Твой страшный глас меня пленяет,
Завет меня, зовет твой стон,
Зовет – и к гробу приближает
И «металла звон», и «страшный глас», и зовущий куда-то стон, неизвестно почему приближающий к гробу, – что это такое? Разуму восьмилетнего мальчика, конечно, трудно было разобраться в подобных загадках, но тонкое чувство поняло и оценило красоту стиха, его величественную, грозную музыку.
Ардальон с трепетом перевернул страницу – и там то же очарование и музыка слов, пусть даже и не всегда понятных: снедь червей, гробницы злость, алчна смерть, какие-то Плениры и Фелицы… Но что за неведомая колдовская сила заключалась в них!
Много лет спустя, когда Ардальон рассказал Ивану Савичу об этих своих младенческих ощущениях, тот, выслушав с видимым интересом, улыбнулся:
– Ах, Ардальон Петрович! И бедны-то мы с вами, и не чиновны, а счастливчики, ей-богу! Ведь это в вашу деревенскую лачугу Поэзия заглянула и чувства такие вам оставила в дар, что вы их до гробовой доски не забудете… Признаться вам? Ведь и со мной точно так же, как вы рассказываете, было: и сны, и подземные царства, и восторги от непонятных слов с их очарованьем, с их музыкой… На всю жизнь! На всю жизнь такие чувства, сколько их ни вышибали семинарскими премудростями!..

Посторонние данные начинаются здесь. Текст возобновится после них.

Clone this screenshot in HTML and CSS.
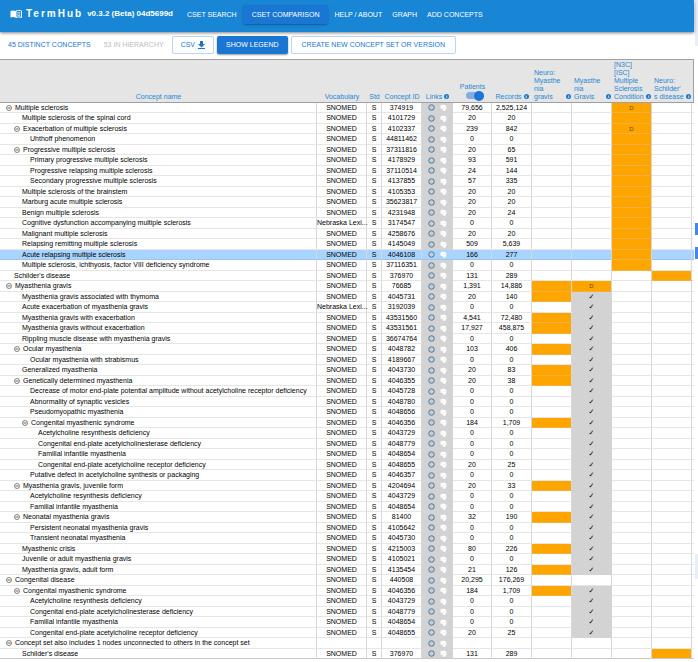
FILE: index.html
```html
<!DOCTYPE html>
<html lang="en">
<head>
<meta charset="utf-8">
<title>TermHub</title>
<link rel="stylesheet" href="styles.css">
</head>
<body>
<div class="page">
  <main class="app">
    <header class="topbar">
      <svg class="logo" viewBox="0 0 24 24" aria-hidden="true"><path fill="currentColor" d="M1 6c3-1.500 7-1.500 11 0v13c-4-1.500-8-1.500-11 0z"/><path fill="none" stroke="currentColor" stroke-width="2" d="M12 6c4-1.500 7-1.500 11 0v13c-4-1.500-7-1.500-11 0z"/><path fill="none" stroke="currentColor" stroke-width="1.500" d="M14.500 9.500q3-1 6 0M14.500 12.500q3-1 6 0M14.500 15.500q3-1 6 0"/></svg>
      <span class="brand">TermHub</span>
      <span class="version">v0.3.2 (Beta) 04d5699d</span>
      <nav class="nav">
        <a href="#">CSET SEARCH</a>
        <a href="#" class="active">CSET COMPARISON</a>
        <a href="#">HELP / ABOUT</a>
        <a href="#">GRAPH</a>
        <a href="#">ADD CONCEPTS</a>
      </nav>
    </header>
    <section class="toolbar">
      <button class="btn plain">45 DISTINCT CONCEPTS</button>
      <button class="btn plain" disabled>53 IN HIERARCHY</button>
      <button class="btn outlined csv">CSV <svg class="download" viewBox="0 0 14 16" aria-hidden="true"><path fill="currentColor" d="M4 0h6v6h4l-7 7-7-7h4zM0 14h14v2H0z"/></svg></button>
      <button class="btn filled">SHOW LEGEND</button>
      <button class="btn outlined wide">CREATE NEW CONCEPT SET OR VERSION</button>
    </section>
    <div class="tablewrap">
    <table class="grid">
      <colgroup>
        <col><col class="c-vocab"><col class="c-std"><col class="c-num"><col class="c-links"><col class="c-pat"><col class="c-num"><col class="c-num"><col class="c-num"><col class="c-num"><col class="c-num"><col class="c-edge">
      </colgroup>
      <thead>
        <tr>
          <th>Concept name</th>
          <th>Vocabulary</th>
          <th>Std</th>
          <th>Concept ID</th>
          <th><span class="head">Links <i class="info">i</i></span></th>
          <th><label class="patients">Patients<input type="checkbox" class="switch" checked></label></th>
          <th><span class="head">Records <i class="info">i</i></span></th>
          <th class="cset"><span class="head"><span>Neuro:<br>Myasthe<br>nia<br>gravis</span><i class="info">i</i></span></th>
          <th class="cset"><span class="head"><span>Myasthe<br>nia<br>Gravis</span><i class="info">i</i></span></th>
          <th class="cset"><span class="head"><span>[N3C]<br>[ISC]<br>Multiple<br>Sclerosis<br>Condition</span><i class="info">i</i></span></th>
          <th class="cset"><span class="head"><span>Neuro:<br>Schilder'<br>s disease</span><i class="info">i</i></span></th>
          <th></th>
        </tr>
      </thead>
      <tbody id="rows"></tbody>
    </table>
    </div>
  </main>
  <aside class="strip"><span class="pale top"></span><span class="mark first"></span><span class="mark"></span><span class="pale low"></span></aside>
</div>
<script src="rows.js"></script>
</body>
</html>
```
FILE: styles.css
```css
* { box-sizing: border-box; }
body { margin: 0; background: #fff; color: #000; font: 7px/8px "Liberation Sans", Arial, sans-serif; }
.page { display: flex; }
.app { flex: 1; min-width: 0; }
.strip { width: 4px; display: flex; flex-direction: column; padding-left: 1px; }
.pale { background: #e9eefa; }
.top { height: 46px; }
.low { height: 25px; margin-top: 295px; }
.mark { height: 12px; background: #4285f4; margin-top: 12px; }
.first { margin-top: 177px; }

.topbar { display: flex; align-items: center; height: 32px; padding: 0 0 4px 10px; background: #1886d4; color: #fff; box-shadow: 0 1px 3px rgba(0, 0, 0, .5); position: relative; }
.logo { width: 12px; height: 12px; margin-right: 4px; }
.brand { font-size: 10px; font-weight: 700; line-height: 12px; letter-spacing: 2px; }
.version { font-size: 8px; font-weight: 700; line-height: 12px; margin-left: 4px; }
.nav { display: flex; gap: 2px; margin-left: 10px; }
.nav a { color: #fff; text-decoration: none; line-height: 19px; padding: 0 4px; }
.nav a.active { padding: 0 9px; background: #1976d2; border-radius: 2px; box-shadow: 0 1px 2px rgba(0, 0, 0, .3); }

.toolbar { display: flex; align-items: center; gap: 3px; height: 27px; padding: 0 3px 1px; }
.btn { font: inherit; height: 18px; padding: 0 8px; border: 1px solid transparent; border-radius: 2px; background: none; color: #1976d2; white-space: nowrap; }
.btn.plain { padding: 0 4px; }
.btn:disabled { color: #bdbdbd; }
.btn.outlined { border-color: #bad5f1; }
.btn.filled { background: #1976d2; color: #fff; box-shadow: 0 1px 2px rgba(0, 0, 0, .4); }
.btn.wide { padding: 0 10px; }
.csv { display: flex; align-items: center; gap: 3px; }
.download { width: 7px; height: 8px; }

.grid { width: 100%; table-layout: fixed; border-collapse: separate; border-spacing: 0; }
.c-vocab { width: 50px; }
.c-std { width: 15px; }
.c-num { width: 40px; }
.c-links { width: 31px; }
.c-pat { width: 39px; }
.c-edge { width: 2px; }
th { height: 44px; padding: 0 0 1px; background: #e5e5e5; border: 0 solid #a0a0a0; border-width: 1px 0; color: #2588d2; font-weight: 400; vertical-align: bottom; white-space: nowrap; }
th:last-child { border-right-width: 1px; }
.cset { text-align: left; padding-left: 2px; }
.head { display: flex; align-items: flex-end; justify-content: center; gap: 2px; }
.cset .head { justify-content: space-between; gap: 0; padding-right: 1px; }
.info { flex: none; width: 5px; height: 5px; margin-bottom: 2px; border-radius: 50%; background: #1976d2; color: #fff; font: 700 4px/5px "Liberation Serif", serif; text-align: center; }
.patients { display: flex; flex-direction: column; align-items: center; }
.switch { appearance: none; display: flex; align-items: center; justify-content: flex-end; width: 18px; height: 7px; margin: 1px 0 2px 4px; border-radius: 4px; background: #84aee0; }
.switch::before { content: ""; width: 10px; height: 10px; border-radius: 50%; background: #1976d2; }

tbody tr { height: 10px; }
tbody tr:nth-child(even) { height: 11px; }
td { padding: 0; border: 0 solid #d8d8d8; border-right-width: 1px; border-bottom: 1px solid #e6e6e6; text-align: center; white-space: nowrap; }
td:last-child { border-right: 0; }
.name { text-align: left; }
.node { display: flex; align-items: center; height: 8px; padding-left: 6px; }
.level1 { padding-left: 14px; }
.level2 { padding-left: 22px; }
.level3 { padding-left: 30px; }
.leaf::before { content: ""; width: 8px; }
.toggle { display: flex; padding: 0; border: 0; background: none; color: #333; margin-right: 3px; }
.toggle svg { width: 6px; height: 6px; }
.links { background: #d3d3d3; border-color: #d3d3d3; }
.linkset { display: flex; justify-content: center; align-items: center; gap: 5px; height: 8px; }
.linkset a { display: flex; }
.linkset svg { width: 7px; height: 7px; }
.on { background: #ffa500; border-bottom-color: #f3b040; }
.def { color: #6b4700; font-size: 6px; }
.check { background: #d3d3d3; border-color: #d3d3d3; font-family: "DejaVu Sans", sans-serif; font-weight: 700; }
.selected td:not(.on) { background: #a8d4ff; border-bottom-color: #9cc5ec; }
.selected .links { border-right-color: #a8d4ff; }
tbody tr:last-child td { border-bottom-color: #c8c8c8; }
```
FILE: rows.js
```js
// level | + for an expandable node | name | vocabulary | concept id | patients | records | four concept-set cells
// cell codes: . empty, o included, D definition, v checked
const data = `
0|+|Multiple sclerosis|S|374919|79,656|2,525,124|..D.
1||Multiple sclerosis of the spinal cord|S|4101729|20|20|..o.
1|+|Exacerbation of multiple sclerosis|S|4102337|239|842|..D.
2||Uhthoff phenomenon|S|44811462|0|0|..o.
1|+|Progressive multiple sclerosis|S|37311816|20|65|..o.
2||Primary progressive multiple sclerosis|S|4178929|93|591|..o.
2||Progressive relapsing multiple sclerosis|S|37110514|24|144|..o.
2||Secondary progressive multiple sclerosis|S|4137855|57|335|..o.
1||Multiple sclerosis of the brainstem|S|4105353|20|20|..o.
1||Marburg acute multiple sclerosis|S|35623817|20|20|..o.
1||Benign multiple sclerosis|S|4231948|20|24|..o.
1||Cognitive dysfunction accompanying multiple sclerosis|N|3174547|0|0|..o.
1||Malignant multiple sclerosis|S|4258676|20|20|..o.
1||Relapsing remitting multiple sclerosis|S|4145049|509|5,639|..o.
1||Acute relapsing multiple sclerosis|S|4046108|166|277|..o.
1||Multiple sclerosis, ichthyosis, factor VIII deficiency syndrome|S|37116351|0|0|..o.
0||Schilder's disease|S|376970|131|289|...o
0|+|Myasthenia gravis|S|76685|1,391|14,886|oD..
1||Myasthenia gravis associated with thymoma|S|4045731|20|140|ov..
1||Acute exacerbation of myasthenia gravis|N|3192039|0|0|.v..
1||Myasthenia gravis with exacerbation|S|43531560|4,541|72,480|ov..
1||Myasthenia gravis without exacerbation|S|43531561|17,927|458,875|ov..
1||Rippling muscle disease with myasthenia gravis|S|36674764|0|0|.v..
1|+|Ocular myasthenia|S|4048782|103|406|ov..
2||Ocular myasthenia with strabismus|S|4189667|0|0|.v..
1||Generalized myasthenia|S|4043730|20|83|ov..
1|+|Genetically determined myasthenia|S|4046355|20|38|ov..
2||Decrease of motor end-plate potential amplitude without acetylcholine receptor deficiency|S|4045728|0|0|.v..
2||Abnormality of synaptic vesicles|S|4048780|0|0|.v..
2||Pseudomyopathic myasthenia|S|4048656|0|0|.v..
2|+|Congenital myasthenic syndrome|S|4046356|184|1,709|ov..
3||Acetylcholine resynthesis deficiency|S|4043729|0|0|.v..
3||Congenital end-plate acetylcholinesterase deficiency|S|4048779|0|0|.v..
3||Familial infantile myasthenia|S|4048654|0|0|.v..
3||Congenital end-plate acetylcholine receptor deficiency|S|4048655|20|25|.v..
2||Putative defect in acetylcholine synthesis or packaging|S|4046357|0|0|.v..
1|+|Myasthenia gravis, juvenile form|S|4204694|20|33|ov..
2||Acetylcholine resynthesis deficiency|S|4043729|0|0|.v..
2||Familial infantile myasthenia|S|4048654|0|0|.v..
1|+|Neonatal myasthenia gravis|S|81400|32|190|ov..
2||Persistent neonatal myasthenia gravis|S|4105642|0|0|.v..
2||Transient neonatal myasthenia|S|4045730|0|0|.v..
1||Myasthenic crisis|S|4215003|80|226|ov..
1||Juvenile or adult myasthenia gravis|S|4105021|0|0|.v..
1||Myasthenia gravis, adult form|S|4135454|21|126|ov..
0|+|Congenital disease|S|440508|20,295|176,269|....
1|+|Congenital myasthenic syndrome|S|4046356|184|1,709|ov..
2||Acetylcholine resynthesis deficiency|S|4043729|0|0|.v..
2||Congenital end-plate acetylcholinesterase deficiency|S|4048779|0|0|.v..
2||Familial infantile myasthenia|S|4048654|0|0|.v..
2||Congenital end-plate acetylcholine receptor deficiency|S|4048655|20|25|.v..
0|+|Concept set also includes 1 nodes unconnected to others in the concept set||||||....
1||Schilder's disease|S|376970|131|289|...o`.trim().split("\n");

const vocab = { S: "SNOMED", N: "Nebraska Lexi..." };
const cells = {
  ".": "<td></td>",
  o: '<td class="on"></td>',
  D: '<td class="on def">D</td>',
  v: '<td class="check">✓</td>'
};
const toggle = '<button class="toggle" aria-label="Collapse"><svg viewBox="0 0 12 12"><circle cx="6" cy="6" r="5" fill="none" stroke="currentColor" stroke-width="1.2"/><path d="M3 6h6" stroke="currentColor" stroke-width="1.5"/></svg></button>';
const links = '<div class="linkset"><a href="#" aria-label="Athena"><svg viewBox="0 0 14 14"><circle cx="7" cy="7" r="5.500" fill="#c3d0da" stroke="#4c7796" stroke-width="2"/></svg></a><a href="#" aria-label="Atlas"><svg viewBox="0 0 14 14"><path fill="#fff" d="M1 3l5-2 6 2 1 5-2 5-4 1-2-4-4-1z"/><path d="M5 5l2 2 4 1" fill="none" stroke="#ddd"/></svg></a></div>';

document.getElementById("rows").innerHTML = data.map(line => {
  const f = line.split("|");
  const [level, open, name, voc, id, patients, records] = f;
  const codes = f[f.length - 1];
  return `<tr class="${id === "4046108" ? "selected" : ""}">
    <td class="name"><div class="node level${level} ${open ? "" : "leaf"}">${open ? toggle : ""}<span>${name}</span></div></td>
    <td>${vocab[voc] || ""}</td><td>${voc ? "S" : ""}</td><td>${id}</td>
    <td class="links">${links}</td><td>${patients}</td><td>${records}</td>
    ${[...codes].map(c => cells[c]).join("")}<td></td></tr>`;
}).join("");
```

Все лето Ардальон не расставался с дедовой книгой: читал и перечитывал, многое заучил наизусть, иное переписывал в свою тетрадку, норовя перенять как бы летящую изящность дедова почерка, но где же! Руке не хватало твердости и опыта, строки ползли и загибались, хвосты и завитушки заглавных букв топорщились коряво… Собственное неуменье огорчало мальчика, и он плакал украдкой.
Осенью его повезли в Воронеж и определили в первый класс духовного училища.